Written by David Loughery and Howard Korder

Starring Samuel L. Jackson, Patrick Wilson, Kerry Washington

 

Lakeview Terrace

Behind the benign title "Lakeview Terrace" lies the overly familiar story of a couple being harassed almost to death by their neighbor, until once again the worm turns at the climax of the film. In this case, it is an interracial couple, Chris and Lisa Mattson - played by Patrick Wilson (white) and his wife Kerry Washington (black) moving into a Los Angeles neighborhood and being menaced by Abel Turner (Samuel L. Jackson), also black, obviously, who's an L.A.P.D. cop and a widower, who owns the house next door and who's raising his two children alone, apparently with the idea that interracial marriages should never be allowed.

If you can accept that premise, along with the fact that Jackson will stop at nothing to remove the Mattsons from living in their house, then you may find something of interest in this film.
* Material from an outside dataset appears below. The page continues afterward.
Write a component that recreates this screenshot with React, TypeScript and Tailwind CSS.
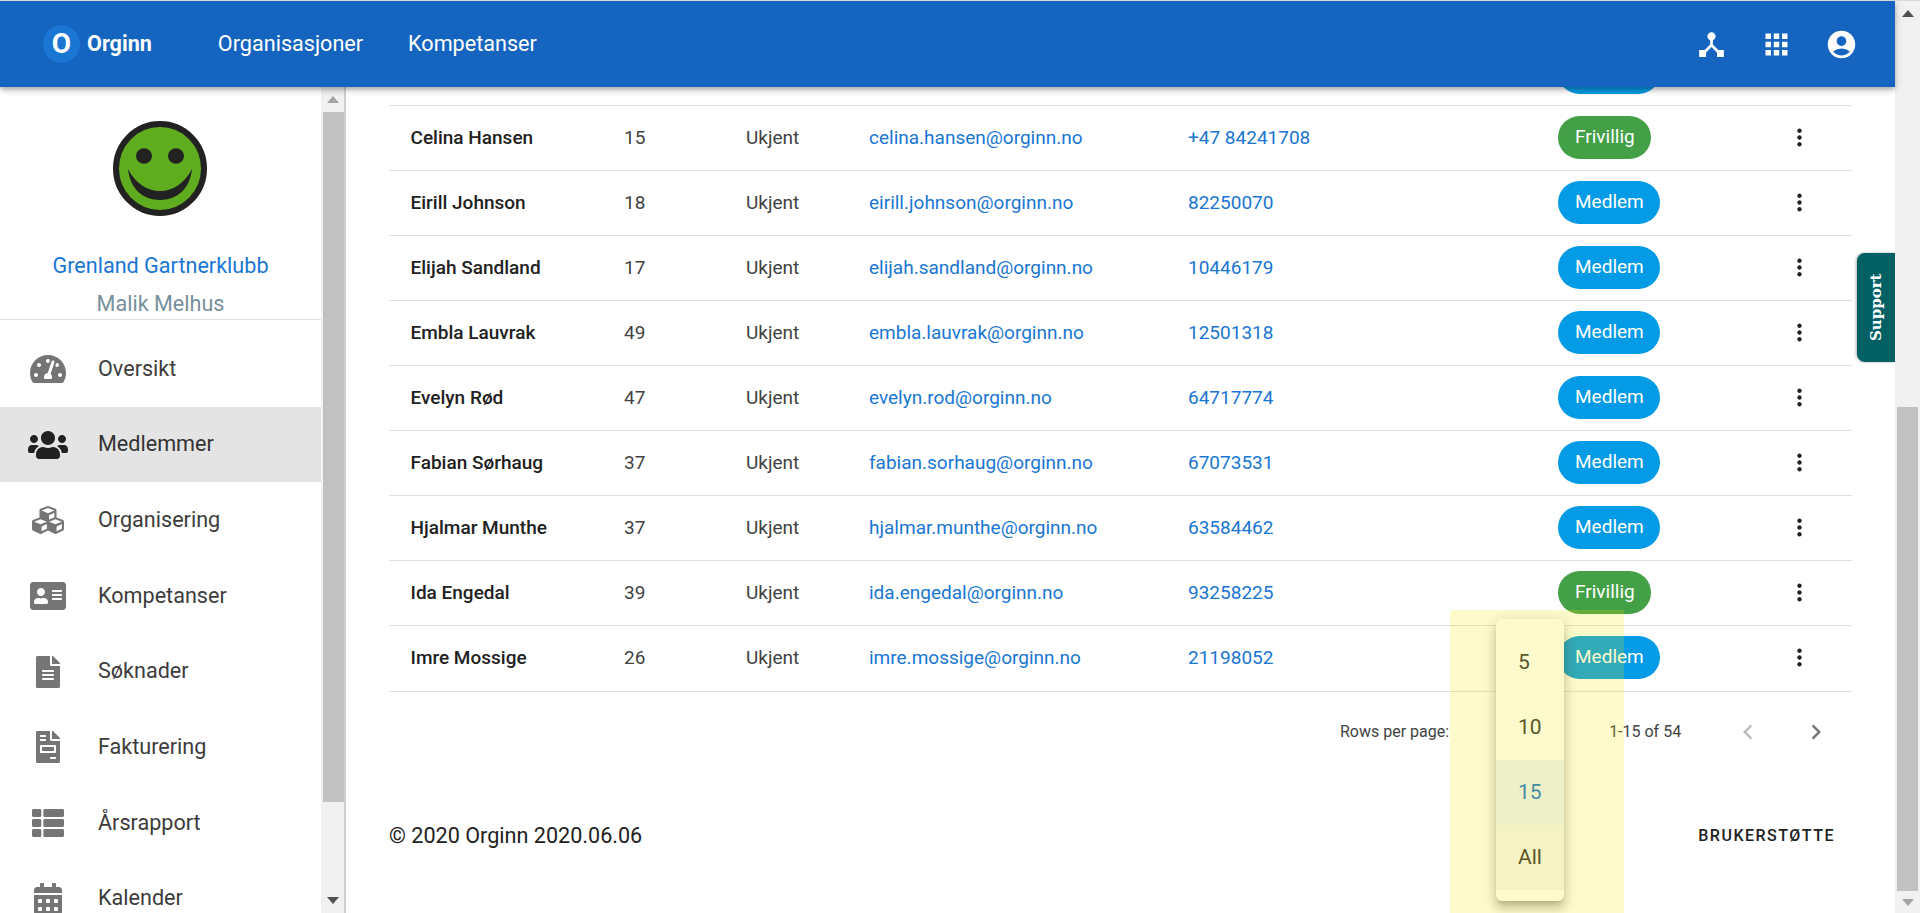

I found it excruciating to watch Jackson elevate the level of his harassment beyond anything even the worst Ku Klux Klan member might devise.

And of course the Mattsons have issues of their own: Chris is a closet smoker, usually at the wheel of their Prius; Lisa wants so badly to begin a family that she secretly stops taking her birth-control pills. And meanwhile the harassment escalates, from someone cutting the wires to their air conditioner to shining intruder lights into their bedroom windows to cutting down their border trees, to - well, let's not go there, shall we?

"Lakeview Terrace" was directed by the screenwriter and playwright Neil LaBute, though in this case it was written by two others: David Loughery and Howard Korder. If LaBute had written it as well as directing it, I would like to say that he would have found something a bit deeper than this, but after squirming through "The Wicker Man," which LaBute also wrote, I have my doubts.